■ **Recorded information**:
■ ■ ■ ■
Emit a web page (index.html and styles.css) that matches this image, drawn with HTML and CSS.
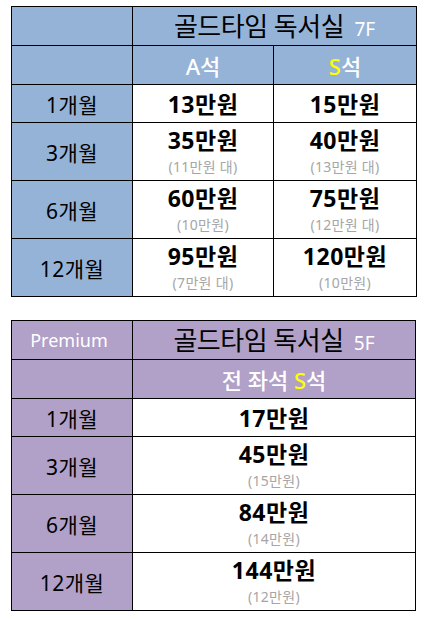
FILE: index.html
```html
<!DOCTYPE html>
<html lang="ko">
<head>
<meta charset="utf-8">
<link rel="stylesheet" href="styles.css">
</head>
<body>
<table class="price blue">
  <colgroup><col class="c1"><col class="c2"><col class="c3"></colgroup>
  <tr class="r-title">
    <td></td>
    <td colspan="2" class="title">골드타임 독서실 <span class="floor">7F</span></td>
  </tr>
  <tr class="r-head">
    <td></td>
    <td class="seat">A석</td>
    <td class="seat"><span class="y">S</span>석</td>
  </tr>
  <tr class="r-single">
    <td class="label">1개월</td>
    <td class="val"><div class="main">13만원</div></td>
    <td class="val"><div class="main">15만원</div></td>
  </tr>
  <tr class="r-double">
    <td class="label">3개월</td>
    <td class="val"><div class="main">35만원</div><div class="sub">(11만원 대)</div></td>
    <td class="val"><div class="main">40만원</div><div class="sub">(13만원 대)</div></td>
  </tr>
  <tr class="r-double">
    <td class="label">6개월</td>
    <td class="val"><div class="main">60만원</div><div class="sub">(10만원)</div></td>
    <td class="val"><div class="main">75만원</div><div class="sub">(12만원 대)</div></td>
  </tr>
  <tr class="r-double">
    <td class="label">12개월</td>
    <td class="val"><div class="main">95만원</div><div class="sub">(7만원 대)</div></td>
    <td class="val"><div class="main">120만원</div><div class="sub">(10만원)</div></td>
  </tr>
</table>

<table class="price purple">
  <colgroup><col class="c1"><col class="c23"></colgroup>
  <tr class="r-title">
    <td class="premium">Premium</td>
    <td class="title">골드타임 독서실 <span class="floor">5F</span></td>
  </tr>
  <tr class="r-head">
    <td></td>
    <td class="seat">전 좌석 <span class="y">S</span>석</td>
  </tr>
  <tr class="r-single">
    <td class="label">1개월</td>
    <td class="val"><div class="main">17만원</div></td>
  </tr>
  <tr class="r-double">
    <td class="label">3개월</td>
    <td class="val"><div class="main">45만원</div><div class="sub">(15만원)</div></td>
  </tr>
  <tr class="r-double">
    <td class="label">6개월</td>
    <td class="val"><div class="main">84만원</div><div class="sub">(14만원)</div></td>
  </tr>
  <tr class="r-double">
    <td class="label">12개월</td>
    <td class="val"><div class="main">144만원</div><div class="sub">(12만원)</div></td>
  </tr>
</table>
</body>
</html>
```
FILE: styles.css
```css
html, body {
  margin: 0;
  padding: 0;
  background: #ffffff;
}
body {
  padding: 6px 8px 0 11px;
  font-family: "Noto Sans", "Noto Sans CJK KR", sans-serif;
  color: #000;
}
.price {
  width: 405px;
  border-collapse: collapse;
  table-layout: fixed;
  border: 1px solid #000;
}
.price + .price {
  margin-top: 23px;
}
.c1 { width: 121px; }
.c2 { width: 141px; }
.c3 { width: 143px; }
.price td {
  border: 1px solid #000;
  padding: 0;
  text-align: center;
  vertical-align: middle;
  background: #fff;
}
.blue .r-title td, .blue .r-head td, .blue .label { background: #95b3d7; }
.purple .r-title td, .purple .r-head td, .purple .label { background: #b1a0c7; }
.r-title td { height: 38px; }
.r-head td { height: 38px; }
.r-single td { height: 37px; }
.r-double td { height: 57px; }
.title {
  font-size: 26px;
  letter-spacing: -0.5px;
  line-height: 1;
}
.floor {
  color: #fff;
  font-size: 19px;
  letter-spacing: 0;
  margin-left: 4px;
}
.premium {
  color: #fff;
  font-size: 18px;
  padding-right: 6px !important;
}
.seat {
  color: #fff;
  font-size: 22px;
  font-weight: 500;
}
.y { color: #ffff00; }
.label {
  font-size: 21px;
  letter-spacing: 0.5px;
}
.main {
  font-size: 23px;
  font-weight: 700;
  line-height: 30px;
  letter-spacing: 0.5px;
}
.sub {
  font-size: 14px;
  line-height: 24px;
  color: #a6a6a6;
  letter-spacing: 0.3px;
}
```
■ ■ ■ ■
■ **Given problem**: Report the number of lines above containing the word "styles", with no other text.

■ **Exercise response**: 3